Posts Tagged ‘Thin’
Hi. I am almost 18, 5′3″ and 108 pounds. I wear a size 1-2 in jeans, but I am still sort of fat. I have a pot belly, and my boyfriend has even brought it up to me saying I would look better with a smaller stomach. I have suffered from an eating disorder for almost three years, and I’ve gained 10 agonizing pounds toward the sake of my health only and this is what becomes of it. I get a pot belly and my boyfriend negatively comments my body. I already have terrible self-image, and it just adds on to it. I want to firm my stomach and legs and lose a little bit of weight, around 5-7 pounds. Would that be dangerously unhealthy? I am just desperate to feel better, to feel more confident, and to look better. I am Asian and other Asian friends look at me like I am a “fat American.” Forgive me if this sounds like pitiful anorexic-media brainwash, but I feel so huge and ugly. I’ve been trying to heal emotionally from anorexia and every time I eat, self confidence is knocked down but I have to force myself to eat so I can maintain health.

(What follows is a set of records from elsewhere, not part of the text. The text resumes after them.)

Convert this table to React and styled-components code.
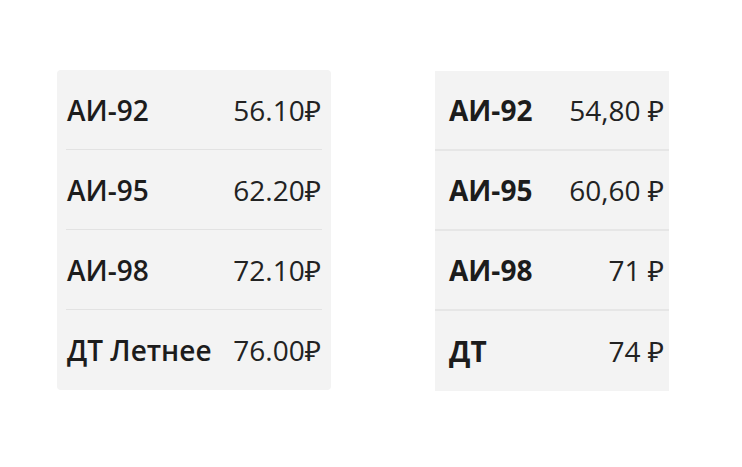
import React from 'react';
import styled, { createGlobalStyle } from 'styled-components';

const GlobalStyle = createGlobalStyle`
    body {
        margin: 0;
        background: #ffffff;
        font-family: 'Open Sans', 'Noto Sans', 'DejaVu Sans', sans-serif;
        color: #1c1c1c;
    }
`;

const left = [
    { name: 'АИ-92', price: '56.10₽' },
    { name: 'АИ-95', price: '62.20₽' },
    { name: 'АИ-98', price: '72.10₽' },
    { name: 'ДТ Летнее', price: '76.00₽' },
];

const right = [
    { name: 'АИ-92', price: '54,80\u00a0₽' },
    { name: 'АИ-95', price: '60,60\u00a0₽' },
    { name: 'АИ-98', price: '71\u00a0₽' },
    { name: 'ДТ', price: '74\u00a0₽' },
];

const App = () => {
    return (
        <>
            <GlobalStyle />
            <Page>
                <RoundCard>
                    {left.map((f, i) => (
                        <InsetRow key={i} last={i === left.length - 1}>
                            <Label>{f.name}</Label>
                            <Price>{f.price}</Price>
                        </InsetRow>
                    ))}
                </RoundCard>
                <FlatCard>
                    {right.map((f, i) => (
                        <FullRow key={i} last={i === right.length - 1}>
                            <Label bold>{f.name}</Label>
                            <Price>{f.price}</Price>
                        </FullRow>
                    ))}
                </FlatCard>
            </Page>
        </>
    );
};

const Page = styled.div`
    display: flex;
    align-items: flex-start;
    gap: 104px;
    padding: 70px 0 0 57px;
`;

const RoundCard = styled.div`
    width: 274px;
    background: #f3f3f3;
    border-radius: 4px;
    padding: 0 9px;
    box-sizing: border-box;
`;

const FlatCard = styled.div`
    width: 234px;
    margin-top: 1px;
    background: #f3f3f3;
`;

const InsetRow = styled.div`
    display: flex;
    align-items: center;
    justify-content: space-between;
    height: 80px;
    box-sizing: border-box;
    padding: 0 1px;
    border-bottom: ${p => (p.last ? 'none' : '1px solid #e2e2e2')};
`;

const FullRow = styled.div`
    display: flex;
    align-items: center;
    justify-content: space-between;
    height: 80px;
    box-sizing: border-box;
    padding: 0 5px 0 14px;
    border-bottom: ${p => (p.last ? 'none' : '2px solid #e6e6e6')};
`;

const Label = styled.span`
    font-size: 28px;
    font-weight: ${p => (p.bold ? 700 : 600)};
    white-space: nowrap;
`;

const Price = styled.span`
    font-size: 28px;
    font-weight: 400;
    color: #222222;
    white-space: nowrap;
`;

export default App;
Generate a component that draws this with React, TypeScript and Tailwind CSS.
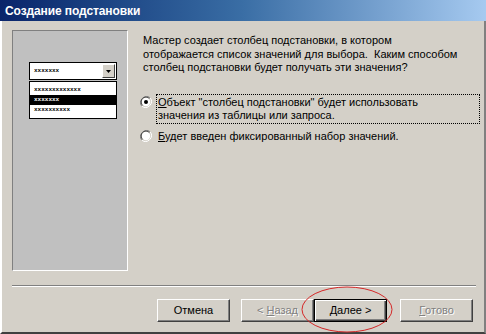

I exercise an hour a day, but nothing is happening and every time I look in the mirror, I want to cry. I do not want to gain weight, I do not want to go to therapy, I don’t want to get better, I guess is what I’m trying to say. I just wish I could be healthy AND look thin. Is there any way to do that at all?
Depriving yourself of nourishment would endanger your health in the long run while exercise regulates your metabolism and physique.